Moscow’s loss of positions is also stated by William Hill, ‘Russia’s influence will weaken, compared to the preceding decades. Of course, it irritates the Kremlin. It is trying to put up a fight, to take measures to restore its influence in Moldova [editor’s note: Russia openly supports Moldovan politicians critical of the current pro-Western government]. But at the moment in Moldova, local politicians have the opportunity to take decisions without influence from Moscow.’

Kyiv’s influence, on the contrary, has grown. Over the past year in Kyiv, the opinion has been repeatedly expressed that Ukraine can help Moldova regain control over the unrecognised republic, if Moldova asks for it. Although there has been no action yet, it is significant that such ideas are spoken out loud.

The beginning of this year saw another event that would have been hard to imagine in pre-war times. The Parliament of Moldova approved a set of amendments to the country's criminal code to include separatism. From now on separatist activities are punishable by imprisonment.
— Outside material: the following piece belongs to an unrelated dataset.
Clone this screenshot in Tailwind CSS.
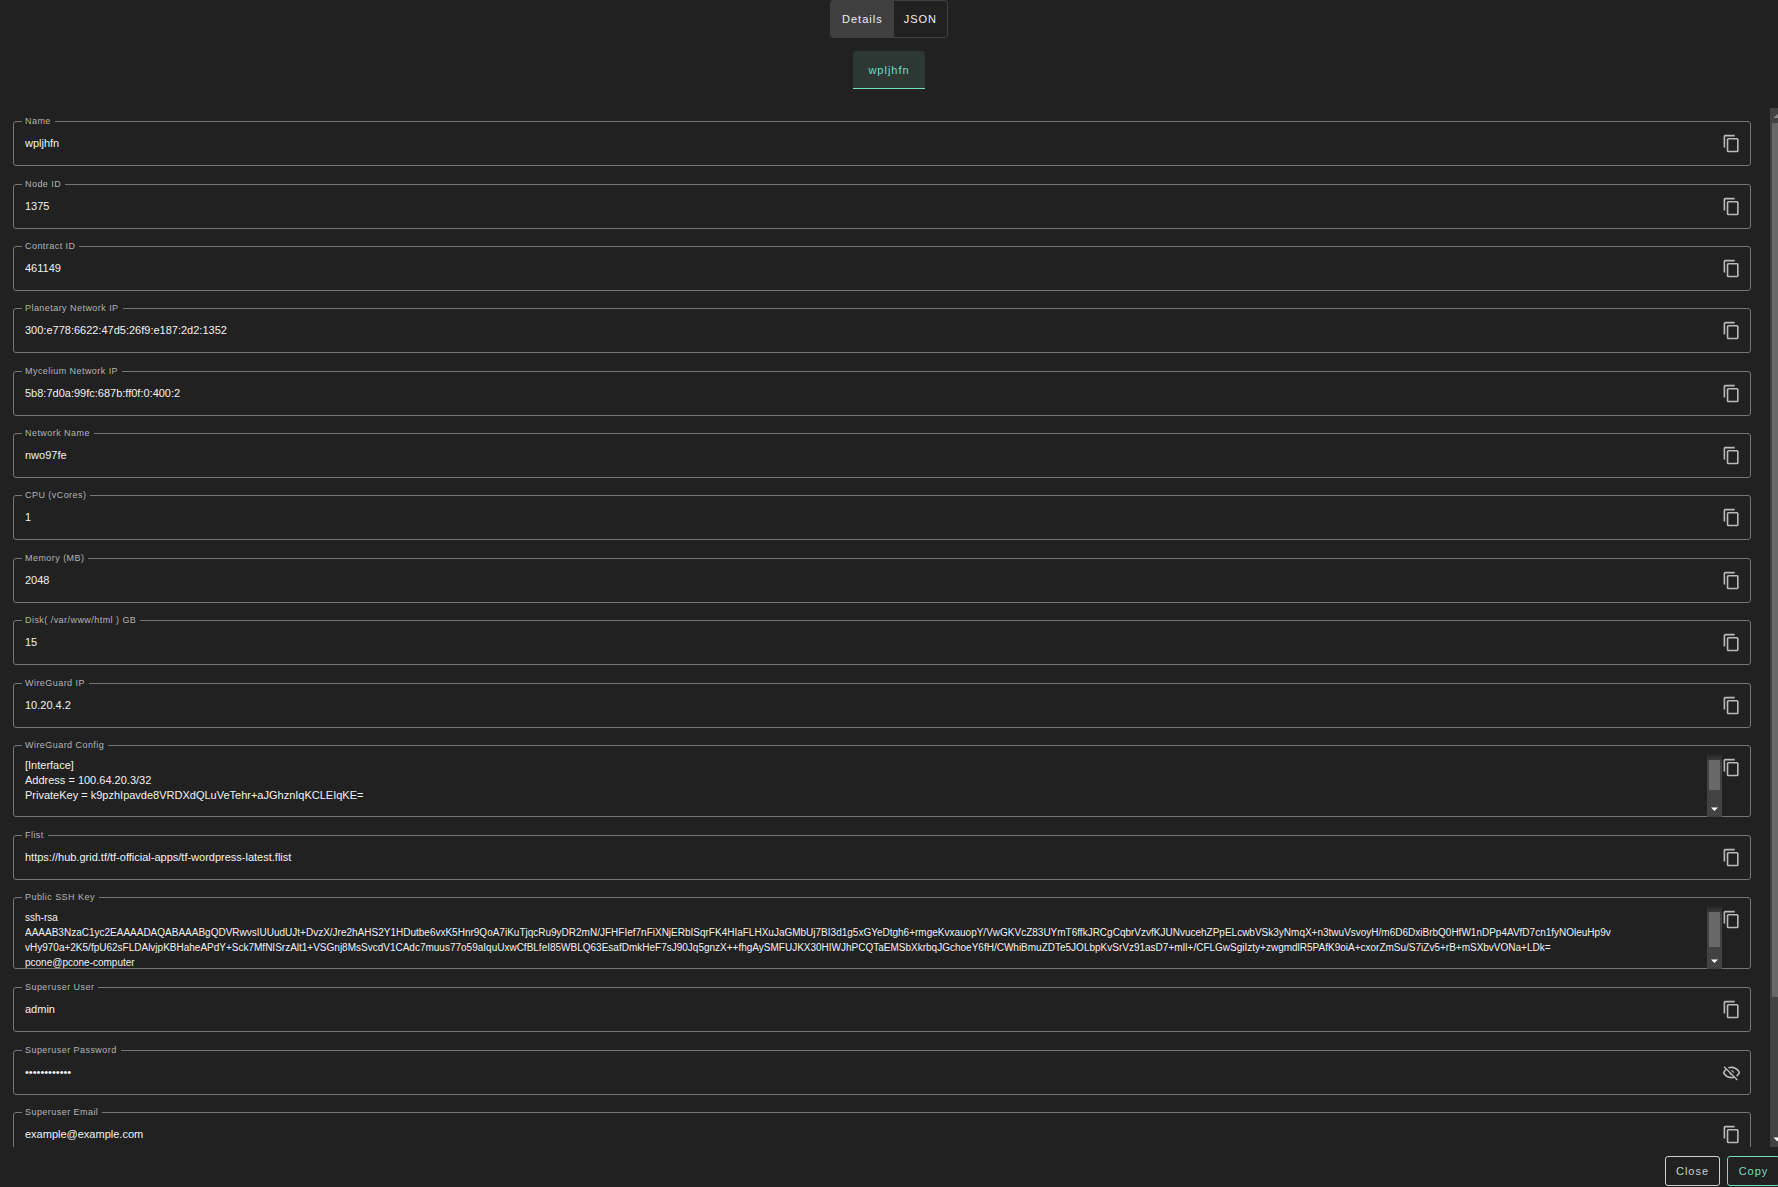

Under the new criminal article, any government official of Transnistria including the republic’s leadership can be treated as a separatist. Chișinău is in no rush to invoke the new law. However, the instrument has been created, which means that it can be used.

The Moldovan authorities introduced criminal liability for separatism despite criticism from Russia. And it is another illustration that Moscow has lost its influence on Chișinău and in general on the situation on the Dniester.

Before the war, Moldova and Russia contacted at different levels: foreign ministers held meetings, the two presidential administrations had their own communication channel. With the outbreak of the war not only Chișinău severed all ties except those at the ambassador level, but also started divorce proceedings with the Russia-led Commonwealth of Independent States.